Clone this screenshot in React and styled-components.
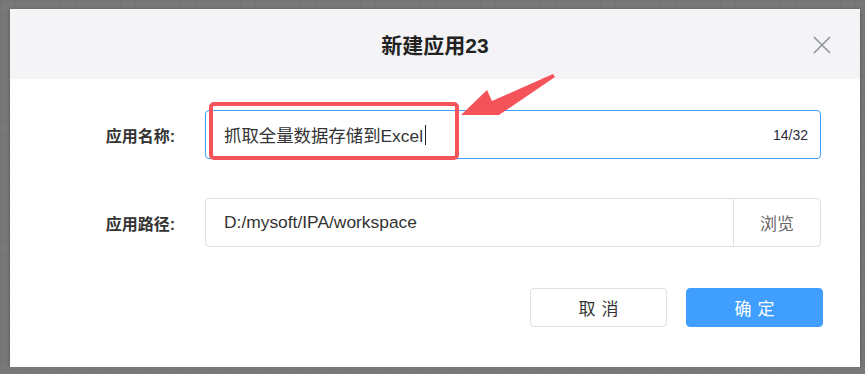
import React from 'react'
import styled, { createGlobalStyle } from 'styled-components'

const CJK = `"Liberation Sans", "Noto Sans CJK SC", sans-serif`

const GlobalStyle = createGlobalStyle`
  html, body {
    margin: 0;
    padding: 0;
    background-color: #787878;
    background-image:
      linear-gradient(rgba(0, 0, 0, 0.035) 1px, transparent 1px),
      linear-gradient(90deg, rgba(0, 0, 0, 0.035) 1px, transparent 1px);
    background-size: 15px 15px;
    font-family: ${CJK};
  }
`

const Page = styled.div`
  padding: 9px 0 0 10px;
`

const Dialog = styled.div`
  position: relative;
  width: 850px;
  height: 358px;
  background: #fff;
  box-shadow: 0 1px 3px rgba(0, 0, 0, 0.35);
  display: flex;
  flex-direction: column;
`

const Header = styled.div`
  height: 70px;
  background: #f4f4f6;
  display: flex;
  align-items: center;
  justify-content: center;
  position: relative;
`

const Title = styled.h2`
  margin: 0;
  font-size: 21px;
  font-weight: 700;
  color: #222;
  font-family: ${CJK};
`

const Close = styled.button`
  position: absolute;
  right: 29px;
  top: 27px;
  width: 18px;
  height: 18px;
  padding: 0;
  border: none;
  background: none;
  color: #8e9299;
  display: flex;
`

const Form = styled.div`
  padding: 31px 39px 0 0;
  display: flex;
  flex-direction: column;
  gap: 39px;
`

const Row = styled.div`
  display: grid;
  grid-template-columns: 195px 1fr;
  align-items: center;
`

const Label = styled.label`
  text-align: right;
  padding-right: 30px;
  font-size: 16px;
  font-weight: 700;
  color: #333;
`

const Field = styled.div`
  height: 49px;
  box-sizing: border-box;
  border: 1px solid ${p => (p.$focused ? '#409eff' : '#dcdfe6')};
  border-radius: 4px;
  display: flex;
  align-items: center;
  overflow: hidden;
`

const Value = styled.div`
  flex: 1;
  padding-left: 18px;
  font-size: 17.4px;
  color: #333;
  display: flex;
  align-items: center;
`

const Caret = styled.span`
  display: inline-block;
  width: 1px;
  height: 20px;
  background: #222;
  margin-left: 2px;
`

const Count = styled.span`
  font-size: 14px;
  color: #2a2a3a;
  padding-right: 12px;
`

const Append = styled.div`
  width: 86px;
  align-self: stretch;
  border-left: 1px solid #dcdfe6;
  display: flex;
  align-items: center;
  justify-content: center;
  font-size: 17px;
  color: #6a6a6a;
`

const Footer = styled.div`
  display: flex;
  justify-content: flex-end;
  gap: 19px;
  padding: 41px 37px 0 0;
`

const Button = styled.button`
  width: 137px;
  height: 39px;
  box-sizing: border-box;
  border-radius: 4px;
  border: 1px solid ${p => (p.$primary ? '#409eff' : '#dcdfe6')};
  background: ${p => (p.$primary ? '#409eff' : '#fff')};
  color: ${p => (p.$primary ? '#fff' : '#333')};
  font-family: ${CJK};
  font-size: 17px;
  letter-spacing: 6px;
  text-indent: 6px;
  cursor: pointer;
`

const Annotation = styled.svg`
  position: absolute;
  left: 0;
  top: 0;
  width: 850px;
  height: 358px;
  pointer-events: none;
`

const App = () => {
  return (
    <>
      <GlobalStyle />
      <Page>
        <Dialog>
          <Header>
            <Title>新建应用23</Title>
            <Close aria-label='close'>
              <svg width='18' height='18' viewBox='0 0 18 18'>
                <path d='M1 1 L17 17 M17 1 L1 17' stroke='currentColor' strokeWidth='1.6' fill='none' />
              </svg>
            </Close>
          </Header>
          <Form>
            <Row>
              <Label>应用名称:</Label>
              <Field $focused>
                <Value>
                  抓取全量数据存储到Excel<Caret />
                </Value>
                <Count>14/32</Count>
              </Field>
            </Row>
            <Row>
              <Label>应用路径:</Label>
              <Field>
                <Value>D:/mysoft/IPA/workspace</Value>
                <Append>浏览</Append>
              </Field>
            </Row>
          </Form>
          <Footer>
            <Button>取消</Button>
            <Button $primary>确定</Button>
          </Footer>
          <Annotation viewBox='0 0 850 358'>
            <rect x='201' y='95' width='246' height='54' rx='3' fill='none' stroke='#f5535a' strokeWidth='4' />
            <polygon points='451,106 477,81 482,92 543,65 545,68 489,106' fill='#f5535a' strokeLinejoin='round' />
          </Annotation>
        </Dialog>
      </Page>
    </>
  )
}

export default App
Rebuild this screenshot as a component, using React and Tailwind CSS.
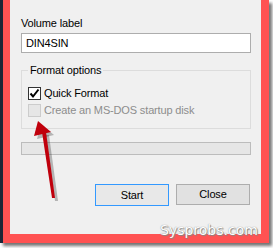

*Your task*:
Omit all pictures while transcribing the entries verbatim.

*Task result*:
Clone this screenshot in React and styled-components.
import React from 'react'
import styled, { createGlobalStyle } from 'styled-components'

const CJK = `"Liberation Sans", "Noto Sans CJK SC", sans-serif`

const GlobalStyle = createGlobalStyle`
  html, body {
    margin: 0;
    padding: 0;
    background-color: #787878;
    background-image:
      linear-gradient(rgba(0, 0, 0, 0.035) 1px, transparent 1px),
      linear-gradient(90deg, rgba(0, 0, 0, 0.035) 1px, transparent 1px);
    background-size: 15px 15px;
    font-family: ${CJK};
  }
`

const Page = styled.div`
  padding: 9px 0 0 10px;
`

const Dialog = styled.div`
  position: relative;
  width: 850px;
  height: 358px;
  background: #fff;
  box-shadow: 0 1px 3px rgba(0, 0, 0, 0.35);
  display: flex;
  flex-direction: column;
`

const Header = styled.div`
  height: 70px;
  background: #f4f4f6;
  display: flex;
  align-items: center;
  justify-content: center;
  position: relative;
`

const Title = styled.h2`
  margin: 0;
  font-size: 21px;
  font-weight: 700;
  color: #222;
  font-family: ${CJK};
`

const Close = styled.button`
  position: absolute;
  right: 29px;
  top: 27px;
  width: 18px;
  height: 18px;
  padding: 0;
  border: none;
  background: none;
  color: #8e9299;
  display: flex;
`

const Form = styled.div`
  padding: 31px 39px 0 0;
  display: flex;
  flex-direction: column;
  gap: 39px;
`

const Row = styled.div`
  display: grid;
  grid-template-columns: 195px 1fr;
  align-items: center;
`

const Label = styled.label`
  text-align: right;
  padding-right: 30px;
  font-size: 16px;
  font-weight: 700;
  color: #333;
`

const Field = styled.div`
  height: 49px;
  box-sizing: border-box;
  border: 1px solid ${p => (p.$focused ? '#409eff' : '#dcdfe6')};
  border-radius: 4px;
  display: flex;
  align-items: center;
  overflow: hidden;
`

const Value = styled.div`
  flex: 1;
  padding-left: 18px;
  font-size: 17.4px;
  color: #333;
  display: flex;
  align-items: center;
`

const Caret = styled.span`
  display: inline-block;
  width: 1px;
  height: 20px;
  background: #222;
  margin-left: 2px;
`

const Count = styled.span`
  font-size: 14px;
  color: #2a2a3a;
  padding-right: 12px;
`

const Append = styled.div`
  width: 86px;
  align-self: stretch;
  border-left: 1px solid #dcdfe6;
  display: flex;
  align-items: center;
  justify-content: center;
  font-size: 17px;
  color: #6a6a6a;
`

const Footer = styled.div`
  display: flex;
  justify-content: flex-end;
  gap: 19px;
  padding: 41px 37px 0 0;
`

const Button = styled.button`
  width: 137px;
  height: 39px;
  box-sizing: border-box;
  border-radius: 4px;
  border: 1px solid ${p => (p.$primary ? '#409eff' : '#dcdfe6')};
  background: ${p => (p.$primary ? '#409eff' : '#fff')};
  color: ${p => (p.$primary ? '#fff' : '#333')};
  font-family: ${CJK};
  font-size: 17px;
  letter-spacing: 6px;
  text-indent: 6px;
  cursor: pointer;
`

const Annotation = styled.svg`
  position: absolute;
  left: 0;
  top: 0;
  width: 850px;
  height: 358px;
  pointer-events: none;
`

const App = () => {
  return (
    <>
      <GlobalStyle />
      <Page>
        <Dialog>
          <Header>
            <Title>新建应用23</Title>
            <Close aria-label='close'>
              <svg width='18' height='18' viewBox='0 0 18 18'>
                <path d='M1 1 L17 17 M17 1 L1 17' stroke='currentColor' strokeWidth='1.6' fill='none' />
              </svg>
            </Close>
          </Header>
          <Form>
            <Row>
              <Label>应用名称:</Label>
              <Field $focused>
                <Value>
                  抓取全量数据存储到Excel<Caret />
                </Value>
                <Count>14/32</Count>
              </Field>
            </Row>
            <Row>
              <Label>应用路径:</Label>
              <Field>
                <Value>D:/mysoft/IPA/workspace</Value>
                <Append>浏览</Append>
              </Field>
            </Row>
          </Form>
          <Footer>
            <Button>取消</Button>
            <Button $primary>确定</Button>
          </Footer>
          <Annotation viewBox='0 0 850 358'>
            <rect x='201' y='95' width='246' height='54' rx='3' fill='none' stroke='#f5535a' strokeWidth='4' />
            <polygon points='451,106 477,81 482,92 543,65 545,68 489,106' fill='#f5535a' strokeLinejoin='round' />
          </Annotation>
        </Dialog>
      </Page>
    </>
  )
}

export default App
Rebuild this screenshot as a component, using React and Tailwind CSS.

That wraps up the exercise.